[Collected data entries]
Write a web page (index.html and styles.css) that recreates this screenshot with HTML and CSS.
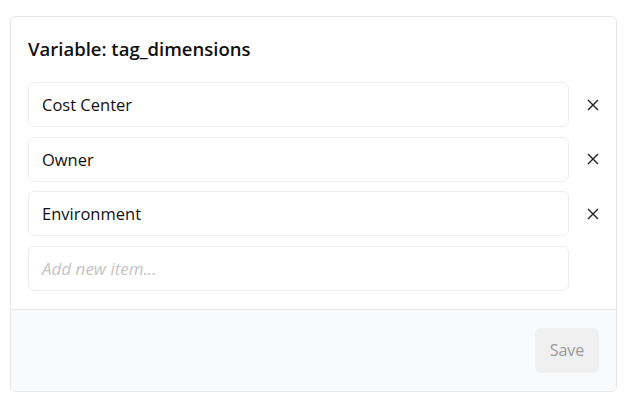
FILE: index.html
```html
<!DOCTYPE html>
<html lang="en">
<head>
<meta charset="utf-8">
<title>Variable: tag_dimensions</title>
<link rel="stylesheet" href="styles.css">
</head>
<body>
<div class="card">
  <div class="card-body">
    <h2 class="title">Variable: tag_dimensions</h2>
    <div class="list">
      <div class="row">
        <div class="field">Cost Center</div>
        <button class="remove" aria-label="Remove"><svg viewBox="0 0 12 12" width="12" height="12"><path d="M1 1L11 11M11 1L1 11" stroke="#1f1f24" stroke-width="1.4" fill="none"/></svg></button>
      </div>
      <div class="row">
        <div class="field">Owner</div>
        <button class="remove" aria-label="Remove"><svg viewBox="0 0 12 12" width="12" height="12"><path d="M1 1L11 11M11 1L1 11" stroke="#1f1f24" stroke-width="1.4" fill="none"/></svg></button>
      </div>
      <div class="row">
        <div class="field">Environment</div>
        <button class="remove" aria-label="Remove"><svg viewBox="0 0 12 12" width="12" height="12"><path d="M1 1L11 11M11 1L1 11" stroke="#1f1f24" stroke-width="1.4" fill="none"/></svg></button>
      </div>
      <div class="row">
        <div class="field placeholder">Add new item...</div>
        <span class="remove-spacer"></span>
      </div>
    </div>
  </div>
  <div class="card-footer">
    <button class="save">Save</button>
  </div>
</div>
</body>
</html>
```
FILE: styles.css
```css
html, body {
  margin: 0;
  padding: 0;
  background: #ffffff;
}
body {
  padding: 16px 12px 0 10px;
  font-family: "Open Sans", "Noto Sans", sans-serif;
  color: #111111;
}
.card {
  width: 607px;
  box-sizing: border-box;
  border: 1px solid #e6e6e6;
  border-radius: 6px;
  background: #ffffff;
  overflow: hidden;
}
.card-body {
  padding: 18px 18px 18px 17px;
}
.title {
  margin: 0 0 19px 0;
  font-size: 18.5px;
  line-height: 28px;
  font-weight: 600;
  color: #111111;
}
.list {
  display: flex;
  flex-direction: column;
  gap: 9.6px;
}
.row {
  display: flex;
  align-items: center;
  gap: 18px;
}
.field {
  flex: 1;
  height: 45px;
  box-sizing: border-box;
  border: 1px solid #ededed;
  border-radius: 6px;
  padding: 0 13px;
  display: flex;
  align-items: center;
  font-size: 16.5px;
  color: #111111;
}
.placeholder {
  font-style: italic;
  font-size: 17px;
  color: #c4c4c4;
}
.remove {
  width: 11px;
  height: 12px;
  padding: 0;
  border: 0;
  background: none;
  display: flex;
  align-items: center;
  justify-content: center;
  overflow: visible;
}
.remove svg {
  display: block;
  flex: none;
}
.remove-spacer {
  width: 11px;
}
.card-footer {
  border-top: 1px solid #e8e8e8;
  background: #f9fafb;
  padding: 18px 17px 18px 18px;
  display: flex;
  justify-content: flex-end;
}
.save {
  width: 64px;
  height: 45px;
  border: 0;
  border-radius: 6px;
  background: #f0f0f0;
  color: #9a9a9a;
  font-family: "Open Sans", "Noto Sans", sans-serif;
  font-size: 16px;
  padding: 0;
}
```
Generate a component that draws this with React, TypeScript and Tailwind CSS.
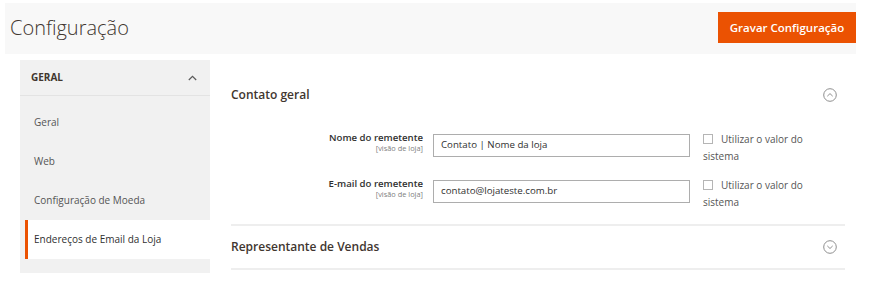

- _Written exercise_
Every line above should be returned word for word, with the pictures left behind.

- _Full answer_
Write a web page (index.html and styles.css) that recreates this screenshot with HTML and CSS.
FILE: index.html
```html
<!DOCTYPE html>
<html lang="en">
<head>
<meta charset="utf-8">
<title>Variable: tag_dimensions</title>
<link rel="stylesheet" href="styles.css">
</head>
<body>
<div class="card">
  <div class="card-body">
    <h2 class="title">Variable: tag_dimensions</h2>
    <div class="list">
      <div class="row">
        <div class="field">Cost Center</div>
        <button class="remove" aria-label="Remove"><svg viewBox="0 0 12 12" width="12" height="12"><path d="M1 1L11 11M11 1L1 11" stroke="#1f1f24" stroke-width="1.4" fill="none"/></svg></button>
      </div>
      <div class="row">
        <div class="field">Owner</div>
        <button class="remove" aria-label="Remove"><svg viewBox="0 0 12 12" width="12" height="12"><path d="M1 1L11 11M11 1L1 11" stroke="#1f1f24" stroke-width="1.4" fill="none"/></svg></button>
      </div>
      <div class="row">
        <div class="field">Environment</div>
        <button class="remove" aria-label="Remove"><svg viewBox="0 0 12 12" width="12" height="12"><path d="M1 1L11 11M11 1L1 11" stroke="#1f1f24" stroke-width="1.4" fill="none"/></svg></button>
      </div>
      <div class="row">
        <div class="field placeholder">Add new item...</div>
        <span class="remove-spacer"></span>
      </div>
    </div>
  </div>
  <div class="card-footer">
    <button class="save">Save</button>
  </div>
</div>
</body>
</html>
```
FILE: styles.css
```css
html, body {
  margin: 0;
  padding: 0;
  background: #ffffff;
}
body {
  padding: 16px 12px 0 10px;
  font-family: "Open Sans", "Noto Sans", sans-serif;
  color: #111111;
}
.card {
  width: 607px;
  box-sizing: border-box;
  border: 1px solid #e6e6e6;
  border-radius: 6px;
  background: #ffffff;
  overflow: hidden;
}
.card-body {
  padding: 18px 18px 18px 17px;
}
.title {
  margin: 0 0 19px 0;
  font-size: 18.5px;
  line-height: 28px;
  font-weight: 600;
  color: #111111;
}
.list {
  display: flex;
  flex-direction: column;
  gap: 9.6px;
}
.row {
  display: flex;
  align-items: center;
  gap: 18px;
}
.field {
  flex: 1;
  height: 45px;
  box-sizing: border-box;
  border: 1px solid #ededed;
  border-radius: 6px;
  padding: 0 13px;
  display: flex;
  align-items: center;
  font-size: 16.5px;
  color: #111111;
}
.placeholder {
  font-style: italic;
  font-size: 17px;
  color: #c4c4c4;
}
.remove {
  width: 11px;
  height: 12px;
  padding: 0;
  border: 0;
  background: none;
  display: flex;
  align-items: center;
  justify-content: center;
  overflow: visible;
}
.remove svg {
  display: block;
  flex: none;
}
.remove-spacer {
  width: 11px;
}
.card-footer {
  border-top: 1px solid #e8e8e8;
  background: #f9fafb;
  padding: 18px 17px 18px 18px;
  display: flex;
  justify-content: flex-end;
}
.save {
  width: 64px;
  height: 45px;
  border: 0;
  border-radius: 6px;
  background: #f0f0f0;
  color: #9a9a9a;
  font-family: "Open Sans", "Noto Sans", sans-serif;
  font-size: 16px;
  padding: 0;
}
```
Generate a component that draws this with React, TypeScript and Tailwind CSS.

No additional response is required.